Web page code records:
####################
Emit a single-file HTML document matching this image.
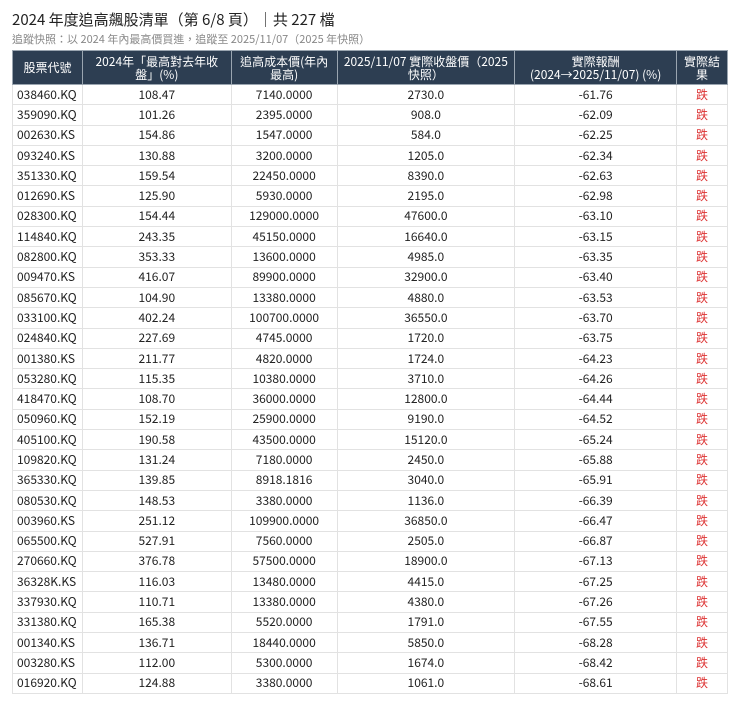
<!DOCTYPE html>
<html><head><meta charset="utf-8"><style>
body{margin:0;background:#fff;font-family:"Liberation Sans","Noto Sans CJK TC",sans-serif;color:#222;}
h1{position:absolute;left:12px;top:9px;margin:0;font-size:15px;font-weight:normal;font-family:"Noto Sans CJK TC",sans-serif;color:#222;}
.sub{position:absolute;left:12px;top:31px;font-size:11px;color:#888;font-family:"Noto Sans CJK TC",sans-serif;}
table{position:absolute;left:12px;top:50px;border-collapse:collapse;width:716px;font-size:12px;font-family:"Noto Sans CJK TC",sans-serif;}
th{background:#2d3e52;color:#fff;font-weight:normal;line-height:13px;height:34px;padding:0 4px;border:1px solid #9aa5b0;box-sizing:border-box;}
td{height:20.3px;padding:0 4px;border:1px solid #e2e2e2;text-align:center;line-height:14px;box-sizing:border-box;}
td:first-child{text-align:left;}
td.r{color:#d33;}
</style></head><body>
<h1>2024 年度追高飆股清單（第 6/8 頁）｜共 227 檔</h1>
<div class="sub">追蹤快照：以 2024 年內最高價買進，追蹤至 2025/11/07（2025 年快照）</div>
<table>
<colgroup><col style="width:70px"><col style="width:149px"><col style="width:106px"><col style="width:178px"><col style="width:162px"><col style="width:51px"></colgroup>
<tr><th>股票代號</th><th>2024年「最高對去年收盤」(%)</th><th>追高成本價(年內最高)</th><th>2025/11/07 實際收盤價（2025快照）</th><th>實際報酬<br>(2024→2025/11/07) (%)</th><th>實際結果</th></tr>
<tr><td>038460.KQ</td><td>108.47</td><td>7140.0000</td><td>2730.0</td><td>-61.76</td><td class="r">跌</td></tr>
<tr><td>359090.KQ</td><td>101.26</td><td>2395.0000</td><td>908.0</td><td>-62.09</td><td class="r">跌</td></tr>
<tr><td>002630.KS</td><td>154.86</td><td>1547.0000</td><td>584.0</td><td>-62.25</td><td class="r">跌</td></tr>
<tr><td>093240.KS</td><td>130.88</td><td>3200.0000</td><td>1205.0</td><td>-62.34</td><td class="r">跌</td></tr>
<tr><td>351330.KQ</td><td>159.54</td><td>22450.0000</td><td>8390.0</td><td>-62.63</td><td class="r">跌</td></tr>
<tr><td>012690.KS</td><td>125.90</td><td>5930.0000</td><td>2195.0</td><td>-62.98</td><td class="r">跌</td></tr>
<tr><td>028300.KQ</td><td>154.44</td><td>129000.0000</td><td>47600.0</td><td>-63.10</td><td class="r">跌</td></tr>
<tr><td>114840.KQ</td><td>243.35</td><td>45150.0000</td><td>16640.0</td><td>-63.15</td><td class="r">跌</td></tr>
<tr><td>082800.KQ</td><td>353.33</td><td>13600.0000</td><td>4985.0</td><td>-63.35</td><td class="r">跌</td></tr>
<tr><td>009470.KS</td><td>416.07</td><td>89900.0000</td><td>32900.0</td><td>-63.40</td><td class="r">跌</td></tr>
<tr><td>085670.KQ</td><td>104.90</td><td>13380.0000</td><td>4880.0</td><td>-63.53</td><td class="r">跌</td></tr>
<tr><td>033100.KQ</td><td>402.24</td><td>100700.0000</td><td>36550.0</td><td>-63.70</td><td class="r">跌</td></tr>
<tr><td>024840.KQ</td><td>227.69</td><td>4745.0000</td><td>1720.0</td><td>-63.75</td><td class="r">跌</td></tr>
<tr><td>001380.KS</td><td>211.77</td><td>4820.0000</td><td>1724.0</td><td>-64.23</td><td class="r">跌</td></tr>
<tr><td>053280.KQ</td><td>115.35</td><td>10380.0000</td><td>3710.0</td><td>-64.26</td><td class="r">跌</td></tr>
<tr><td>418470.KQ</td><td>108.70</td><td>36000.0000</td><td>12800.0</td><td>-64.44</td><td class="r">跌</td></tr>
<tr><td>050960.KQ</td><td>152.19</td><td>25900.0000</td><td>9190.0</td><td>-64.52</td><td class="r">跌</td></tr>
<tr><td>405100.KQ</td><td>190.58</td><td>43500.0000</td><td>15120.0</td><td>-65.24</td><td class="r">跌</td></tr>
<tr><td>109820.KQ</td><td>131.24</td><td>7180.0000</td><td>2450.0</td><td>-65.88</td><td class="r">跌</td></tr>
<tr><td>365330.KQ</td><td>139.85</td><td>8918.1816</td><td>3040.0</td><td>-65.91</td><td class="r">跌</td></tr>
<tr><td>080530.KQ</td><td>148.53</td><td>3380.0000</td><td>1136.0</td><td>-66.39</td><td class="r">跌</td></tr>
<tr><td>003960.KS</td><td>251.12</td><td>109900.0000</td><td>36850.0</td><td>-66.47</td><td class="r">跌</td></tr>
<tr><td>065500.KQ</td><td>527.91</td><td>7560.0000</td><td>2505.0</td><td>-66.87</td><td class="r">跌</td></tr>
<tr><td>270660.KQ</td><td>376.78</td><td>57500.0000</td><td>18900.0</td><td>-67.13</td><td class="r">跌</td></tr>
<tr><td>36328K.KS</td><td>116.03</td><td>13480.0000</td><td>4415.0</td><td>-67.25</td><td class="r">跌</td></tr>
<tr><td>337930.KQ</td><td>110.71</td><td>13380.0000</td><td>4380.0</td><td>-67.26</td><td class="r">跌</td></tr>
<tr><td>331380.KQ</td><td>165.38</td><td>5520.0000</td><td>1791.0</td><td>-67.55</td><td class="r">跌</td></tr>
<tr><td>001340.KS</td><td>136.71</td><td>18440.0000</td><td>5850.0</td><td>-68.28</td><td class="r">跌</td></tr>
<tr><td>003280.KS</td><td>112.00</td><td>5300.0000</td><td>1674.0</td><td>-68.42</td><td class="r">跌</td></tr>
<tr><td>016920.KQ</td><td>124.88</td><td>3380.0000</td><td>1061.0</td><td>-68.61</td><td class="r">跌</td></tr>
</table>
</body></html>
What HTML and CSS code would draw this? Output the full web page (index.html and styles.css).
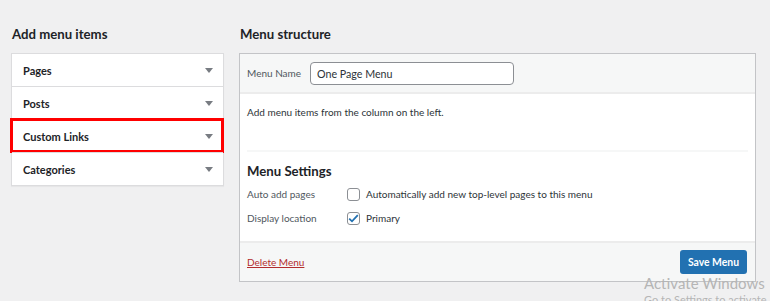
####################
* [WRITTEN EXERCISE]:
Print the records above exactly as they stand, but leave out the pictures.

* [TASK ANSWER]:
Emit a single-file HTML document matching this image.
<!DOCTYPE html>
<html><head><meta charset="utf-8"><style>
body{margin:0;background:#fff;font-family:"Liberation Sans","Noto Sans CJK TC",sans-serif;color:#222;}
h1{position:absolute;left:12px;top:9px;margin:0;font-size:15px;font-weight:normal;font-family:"Noto Sans CJK TC",sans-serif;color:#222;}
.sub{position:absolute;left:12px;top:31px;font-size:11px;color:#888;font-family:"Noto Sans CJK TC",sans-serif;}
table{position:absolute;left:12px;top:50px;border-collapse:collapse;width:716px;font-size:12px;font-family:"Noto Sans CJK TC",sans-serif;}
th{background:#2d3e52;color:#fff;font-weight:normal;line-height:13px;height:34px;padding:0 4px;border:1px solid #9aa5b0;box-sizing:border-box;}
td{height:20.3px;padding:0 4px;border:1px solid #e2e2e2;text-align:center;line-height:14px;box-sizing:border-box;}
td:first-child{text-align:left;}
td.r{color:#d33;}
</style></head><body>
<h1>2024 年度追高飆股清單（第 6/8 頁）｜共 227 檔</h1>
<div class="sub">追蹤快照：以 2024 年內最高價買進，追蹤至 2025/11/07（2025 年快照）</div>
<table>
<colgroup><col style="width:70px"><col style="width:149px"><col style="width:106px"><col style="width:178px"><col style="width:162px"><col style="width:51px"></colgroup>
<tr><th>股票代號</th><th>2024年「最高對去年收盤」(%)</th><th>追高成本價(年內最高)</th><th>2025/11/07 實際收盤價（2025快照）</th><th>實際報酬<br>(2024→2025/11/07) (%)</th><th>實際結果</th></tr>
<tr><td>038460.KQ</td><td>108.47</td><td>7140.0000</td><td>2730.0</td><td>-61.76</td><td class="r">跌</td></tr>
<tr><td>359090.KQ</td><td>101.26</td><td>2395.0000</td><td>908.0</td><td>-62.09</td><td class="r">跌</td></tr>
<tr><td>002630.KS</td><td>154.86</td><td>1547.0000</td><td>584.0</td><td>-62.25</td><td class="r">跌</td></tr>
<tr><td>093240.KS</td><td>130.88</td><td>3200.0000</td><td>1205.0</td><td>-62.34</td><td class="r">跌</td></tr>
<tr><td>351330.KQ</td><td>159.54</td><td>22450.0000</td><td>8390.0</td><td>-62.63</td><td class="r">跌</td></tr>
<tr><td>012690.KS</td><td>125.90</td><td>5930.0000</td><td>2195.0</td><td>-62.98</td><td class="r">跌</td></tr>
<tr><td>028300.KQ</td><td>154.44</td><td>129000.0000</td><td>47600.0</td><td>-63.10</td><td class="r">跌</td></tr>
<tr><td>114840.KQ</td><td>243.35</td><td>45150.0000</td><td>16640.0</td><td>-63.15</td><td class="r">跌</td></tr>
<tr><td>082800.KQ</td><td>353.33</td><td>13600.0000</td><td>4985.0</td><td>-63.35</td><td class="r">跌</td></tr>
<tr><td>009470.KS</td><td>416.07</td><td>89900.0000</td><td>32900.0</td><td>-63.40</td><td class="r">跌</td></tr>
<tr><td>085670.KQ</td><td>104.90</td><td>13380.0000</td><td>4880.0</td><td>-63.53</td><td class="r">跌</td></tr>
<tr><td>033100.KQ</td><td>402.24</td><td>100700.0000</td><td>36550.0</td><td>-63.70</td><td class="r">跌</td></tr>
<tr><td>024840.KQ</td><td>227.69</td><td>4745.0000</td><td>1720.0</td><td>-63.75</td><td class="r">跌</td></tr>
<tr><td>001380.KS</td><td>211.77</td><td>4820.0000</td><td>1724.0</td><td>-64.23</td><td class="r">跌</td></tr>
<tr><td>053280.KQ</td><td>115.35</td><td>10380.0000</td><td>3710.0</td><td>-64.26</td><td class="r">跌</td></tr>
<tr><td>418470.KQ</td><td>108.70</td><td>36000.0000</td><td>12800.0</td><td>-64.44</td><td class="r">跌</td></tr>
<tr><td>050960.KQ</td><td>152.19</td><td>25900.0000</td><td>9190.0</td><td>-64.52</td><td class="r">跌</td></tr>
<tr><td>405100.KQ</td><td>190.58</td><td>43500.0000</td><td>15120.0</td><td>-65.24</td><td class="r">跌</td></tr>
<tr><td>109820.KQ</td><td>131.24</td><td>7180.0000</td><td>2450.0</td><td>-65.88</td><td class="r">跌</td></tr>
<tr><td>365330.KQ</td><td>139.85</td><td>8918.1816</td><td>3040.0</td><td>-65.91</td><td class="r">跌</td></tr>
<tr><td>080530.KQ</td><td>148.53</td><td>3380.0000</td><td>1136.0</td><td>-66.39</td><td class="r">跌</td></tr>
<tr><td>003960.KS</td><td>251.12</td><td>109900.0000</td><td>36850.0</td><td>-66.47</td><td class="r">跌</td></tr>
<tr><td>065500.KQ</td><td>527.91</td><td>7560.0000</td><td>2505.0</td><td>-66.87</td><td class="r">跌</td></tr>
<tr><td>270660.KQ</td><td>376.78</td><td>57500.0000</td><td>18900.0</td><td>-67.13</td><td class="r">跌</td></tr>
<tr><td>36328K.KS</td><td>116.03</td><td>13480.0000</td><td>4415.0</td><td>-67.25</td><td class="r">跌</td></tr>
<tr><td>337930.KQ</td><td>110.71</td><td>13380.0000</td><td>4380.0</td><td>-67.26</td><td class="r">跌</td></tr>
<tr><td>331380.KQ</td><td>165.38</td><td>5520.0000</td><td>1791.0</td><td>-67.55</td><td class="r">跌</td></tr>
<tr><td>001340.KS</td><td>136.71</td><td>18440.0000</td><td>5850.0</td><td>-68.28</td><td class="r">跌</td></tr>
<tr><td>003280.KS</td><td>112.00</td><td>5300.0000</td><td>1674.0</td><td>-68.42</td><td class="r">跌</td></tr>
<tr><td>016920.KQ</td><td>124.88</td><td>3380.0000</td><td>1061.0</td><td>-68.61</td><td class="r">跌</td></tr>
</table>
</body></html>
What HTML and CSS code would draw this? Output the full web page (index.html and styles.css).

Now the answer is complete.